In most cases the old reels are taken off the shelf where they have been languishing, sometimes for more than 75 years, and run through a digitizing process, essentially projecting each frame onto an image capturing graphic sensor, i.e. a digital camcorder. What the sensor captures is the raw footage of the original movie, warts and all which is downloaded, copied and distributed.

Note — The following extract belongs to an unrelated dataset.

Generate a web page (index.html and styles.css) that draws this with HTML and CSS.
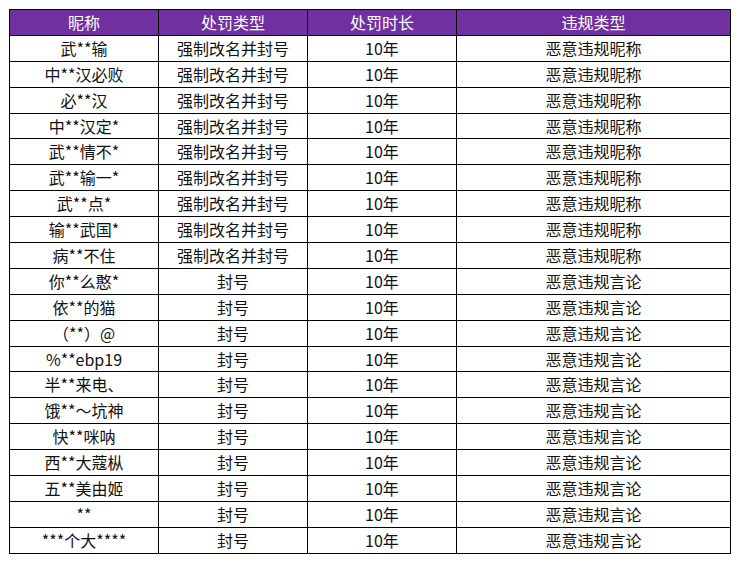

Because of their popularity, box office hits suffer the most degradation. Every time the master film is dusted off and recopied for another production run, the basic footage suffers from a number of injuries. Scrapes, pinpoint holes, jitter, dirt, and static burns all appear deposited either individually or on large segments of the film. To make it whole once again requires that HD images be made of each frame to capture all the details of the old celluloid and eliminate the accumulated dirt, grime and sprocket jitters. In rare cases, where there are no acceptable masters, the film restorer has to digitize from the negatives. For black and white movies, this is a single pass operation with a simple negative to positive alteration. Color movies require four passes through the digitizer and synchronized reassembly in post production.

The way technology advances, what used to be acceptable degradation for the consumer is no longer marketable. High definition TV, projection units and home entertainment centers have reached a level of viewing perfection that the old "run it as it is" criteria makes the defects unacceptable, detracting from the viewing experience.

John Lowry is arguably the industry's preeminent film restoration guru. Working closely with George Lucas, he recently restored and delivered the early Star Wars trilogy first produced in 1977. He has worked on films as early as a 1933 version of The Ghoul and as recent as the Indiana Jones series.

Using a bank of hundreds of Apple G5 and G4 Power Macs linked together to form a virtual supercomputer, Lowry reviewed and edited every frame of the three classics from the negative. Digitizing a full length feature film requires sophisticated editing tools, fast computing power and massive amounts of digital storage.

The technical wizardry has already been fully explained in numerous articles, what is less well understood is the critical importance of the role played by the storage devices. In Lowry's case, he needed enough raw storage to house over two hours of film, additional data to clean up the film and processing storage to do the actual restoration in realtime and with significant security so that nothing would get lost during the operations.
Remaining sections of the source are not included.